A team of scientists announced on Thursday that they had heard and recorded the sound of two black holes colliding a billion light-years away, a fleeting chirp that fulfilled the last prediction of Einstein’s general theory of relativity.
That faint rising tone, physicists say, is the first direct evidence of gravitational waves, the ripples in the fabric of space-time that Einstein predicted a century ago. It completes his vision of a universe in which space and time are interwoven and dynamic, able to stretch, shrink and jiggle.

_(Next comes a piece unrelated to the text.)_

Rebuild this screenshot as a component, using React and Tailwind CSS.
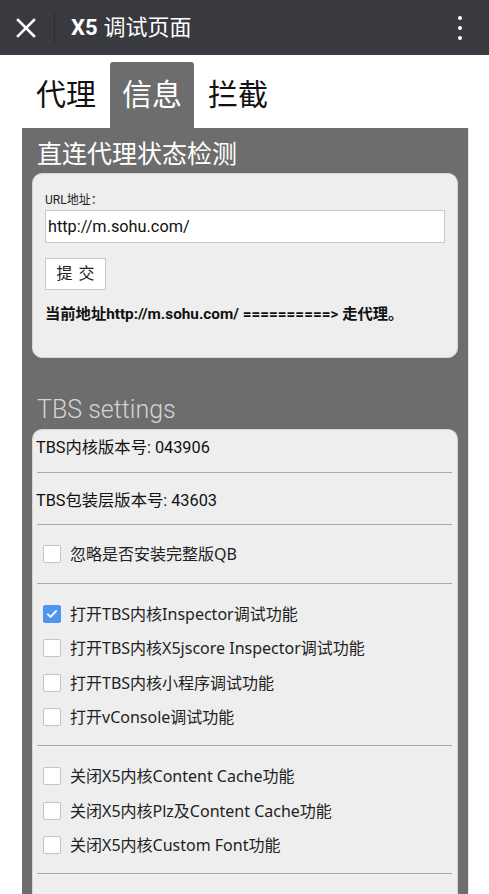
import { useState } from "react";

const font = { fontFamily: "Roboto, 'Noto Sans CJK SC', sans-serif" };
const labelFont = { fontFamily: "'Noto Sans', 'Noto Sans CJK SC', sans-serif" };

const CheckRow = ({ label, checked, onToggle }) => (
  <div className="flex items-center gap-[9px] cursor-pointer" onClick={onToggle}>
    <div
      className={`w-[18px] h-[18px] rounded-[2px] flex items-center justify-center shrink-0 ${
        checked ? "bg-[#4f94ef] border border-[#4f94ef]" : "bg-white border border-[#c4c4c4]"
      }`}
    >
      {checked && (
        <svg viewBox="0 0 24 24" className="w-[14px] h-[14px]" fill="none" stroke="white" strokeWidth={3.2} strokeLinecap="round" strokeLinejoin="round">
          <path d="M5 12.5l4.5 4.5L19 7" />
        </svg>
      )}
    </div>
    <span className="text-[16px] leading-[18px] text-[#222]" style={labelFont}>{label}</span>
  </div>
);

const Divider = () => <div className="mx-[4px] mr-[5px] h-px bg-[#a8a8a8]" />;

const App = () => {
  const [tab, setTab] = useState("信息");
  const [url, setUrl] = useState("http://m.sohu.com/");
  const [checks, setChecks] = useState({
    qb: false,
    inspector: true,
    jscore: false,
    mini: false,
    vconsole: false,
    cache: false,
    plz: false,
    font: false,
  });

  const toggle = (k) => setChecks({ ...checks, [k]: !checks[k] });

  return (
    <div className="w-[489px] h-[894px] overflow-hidden bg-white" style={font}>
      {/* title bar */}
      <div className="h-[55px] bg-[#393a3f] flex items-center">
        <button className="w-[50px] h-[55px] flex items-center justify-center pl-[1px]">
          <svg viewBox="0 0 20 20" className="w-[20px] h-[20px]" stroke="white" strokeWidth={2.6} strokeLinecap="square">
            <path d="M2 2L18 18M18 2L2 18" />
          </svg>
        </button>
        <div className="w-px h-[30px] bg-[#2b2c30] ml-[4px]" />
        <div className="ml-[16px] text-[22px] text-white flex items-center">
          <span className="font-bold">X5</span>
          <span className="ml-[6px]">调试页面</span>
        </div>
        <div className="ml-auto mr-[27px] flex flex-col gap-[6px]">
          <div className="w-[4px] h-[4px] bg-white rounded-full" />
          <div className="w-[4px] h-[4px] bg-white rounded-full" />
          <div className="w-[4px] h-[4px] bg-white rounded-full" />
        </div>
      </div>

      {/* tabs */}
      <div className="h-[73px] pt-[7px] pl-[24px] flex items-end gap-[2px]">
        {["代理", "信息", "拦截"].map((t) => (
          <button
            key={t}
            onClick={() => setTab(t)}
            className={`h-[66px] px-[12px] text-[30px] leading-[66px] rounded-t-[3px] ${
              tab === t ? "bg-[#6d6d6d] text-white" : "text-[#111]"
            }`}
          >
            {t}
          </button>
        ))}
      </div>

      {/* panel */}
      <div className="ml-[22px] w-[447px] h-[766px] bg-[#6d6d6d] border-r border-[#e6e6e6] px-[10px] pt-[12px]">
        <div className="pl-[5px] text-[25px] leading-[30px] text-white">直连代理状态检测</div>

        <div className="mt-[3px] h-[185px] rounded-[10px] bg-[#eeeeee] border border-[#d6d6d6] px-[12px] pt-[19px]">
          <div className="text-[12px] leading-[14px] text-[#222]">URL地址：</div>
          <input
            value={url}
            onChange={(e) => setUrl(e.target.value)}
            className="mt-[3px] w-[400px] h-[33px] bg-white border border-[#c8c8c8] px-[2px] text-[16.3px] text-[#111] outline-none"
          />
          <button className="mt-[15px] block w-[61px] h-[32px] bg-white border border-[#c8c8c8] text-[16px] text-[#222] tracking-[6px] pl-[6px]">
            提交
          </button>
          <div className="mt-[15px] text-[15.3px] leading-[18px] font-bold text-[#111]">
            当前地址{url} ==========&gt; 走代理。
          </div>
        </div>

        <div className="mt-[37px] pl-[5px] text-[25px] leading-[30px] font-light text-[#d4d4d4]">TBS settings</div>

        <div className="mt-[4px] h-[520px] rounded-t-[10px] bg-[#eeeeee] border border-b-0 border-[#d6d6d6]">
          <div className="px-[3px] pt-[8px] pb-[14px] text-[16.3px] leading-[20px] text-[#111]">TBS内核版本号: 043906</div>
          <Divider />
          <div className="px-[3px] pt-[18px] pb-[13px] text-[16.3px] leading-[20px] text-[#111]">TBS包装层版本号: 43603</div>
          <Divider />
          <div className="pl-[10px] pt-[20px] pb-[20px]">
            <CheckRow label="忽略是否安装完整版QB" checked={checks.qb} onToggle={() => toggle("qb")} />
          </div>
          <Divider />
          <div className="pl-[10px] pt-[21px] pb-[19px] flex flex-col gap-[16.4px]">
            <CheckRow label="打开TBS内核Inspector调试功能" checked={checks.inspector} onToggle={() => toggle("inspector")} />
            <CheckRow label="打开TBS内核X5jscore Inspector调试功能" checked={checks.jscore} onToggle={() => toggle("jscore")} />
            <CheckRow label="打开TBS内核小程序调试功能" checked={checks.mini} onToggle={() => toggle("mini")} />
            <CheckRow label="打开vConsole调试功能" checked={checks.vconsole} onToggle={() => toggle("vconsole")} />
          </div>
          <Divider />
          <div className="pl-[10px] pt-[21px] pb-[19px] flex flex-col gap-[16.4px]">
            <CheckRow label="关闭X5内核Content Cache功能" checked={checks.cache} onToggle={() => toggle("cache")} />
            <CheckRow label="关闭X5内核Plz及Content Cache功能" checked={checks.plz} onToggle={() => toggle("plz")} />
            <CheckRow label="关闭X5内核Custom Font功能" checked={checks.font} onToggle={() => toggle("font")} />
          </div>
          <Divider />
        </div>
      </div>
    </div>
  );
};

export default App;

(New York Times, February 11, 2016)
Perhaps you saw these scientists on TV hailing this as the greatest scientific discovery since, well, E = mc2. I’m sure they intended no disrespect to the discovery of everything from the Big Bang to the Atomic Bomb.
But I recall a team of scientists announcing a few years ago that they had discovered the Higgs boson, which they hailed in similar fashion.
Higgs boson (aka the God particle) was the theoretical missing link that explains (or should explain) the DNA – not just of our universe, but of others that might be out there.
Certainly, watching scientists behave at Wednesday’s news conference announcing this discovery like little girls at a Justin Bieber concert indicates what a big deal they think it is…
Frankly, not since Stephen Hawking’s A Brief History of Time: From the Big Bang to Black Holes (1988) has there been so much media hype about a subject so few people know anything about…
Therefore, whatever benefits it might lead to at some point in the distant future, I suspect this discovery will have about as much impact on our daily lives as the pre-historic discovery of Halley’s comet.
(“The God Particle? Hardly…,” The iPINIONS Journal, July 7, 2012)
Moreover, after the God particle, you’d have thought discovery of gravitational waves (or any phenomenon related to the origin of the universe) would pale into insignificance. Indeed, this is a deduction even I, with my C in Physics 101, can make without fear of contradiction.
But at least we can relate, in this case, by looking at the gravitational “waves of panic” the two black holes of plummeting oil prices and plummeting stock prices are causing across the globe.
Meanwhile, hope springs eternal for “Breaking News” featuring a team of scientists announcing their discovery of a cure for cancer, a vaccine for HIV, or even a cure for the common cold, for Christ’s sake. Until then, these physicists really should keep their quixotic backslapping to themselves.